Anyway, while it makes me sad to admit it - I know I look like your typical suburban mom on the outside. 

Comfortable clothes from Old Navy and Eileen Fisher.


An ass spread twice the size of my shoulder width.


A perennially haggard look.


A penchant for high-waisted, control top underwear.

But don't let appearances fool you.  Inside, I'm a manx hell cat. A dirty girl who wants to be punished.
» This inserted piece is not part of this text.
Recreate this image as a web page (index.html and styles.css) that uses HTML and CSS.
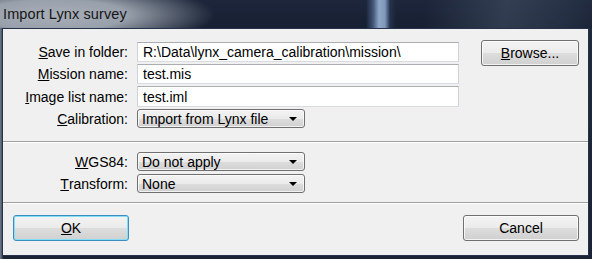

A woman who longs to call out loud into the night with ecstasy...without worrying about waking up the kids.  Or having to squeeze it in between play-dates or before we both pass out from exhaustion.  And sorry, but sex-free vampires or 50 shades of bullshit doesn't do it for me.  They're such sad, poor excuses for heart-wrenching, primal passion.  And most porn acts as if every woman lives to live on her knees - and the women-centric stuff is a sappy sack of poopy. 

Sigh. 

I bring this up because while I really enjoy so many of the mom-blogs online, so few address women in a multi-dimensional, complex way.  We are well-rounded beings, even if our American culture wants to relegate us into the Madonna-Whore paradigm...even if our kids seem to drain every last sexual urge out of us, like an overused, tired teat on a dried up milk cow.


Don't worry - I won't be starting any erotica-friendly writing workshops or switch my blog's focus.  I just wanted to put this tirade out there.

10/3/2013 10:28:53 am

Good to have a place to rant and get it all out of you.

There are a few 'mom sex' blogs out there, not that I could remember where they are to recommend.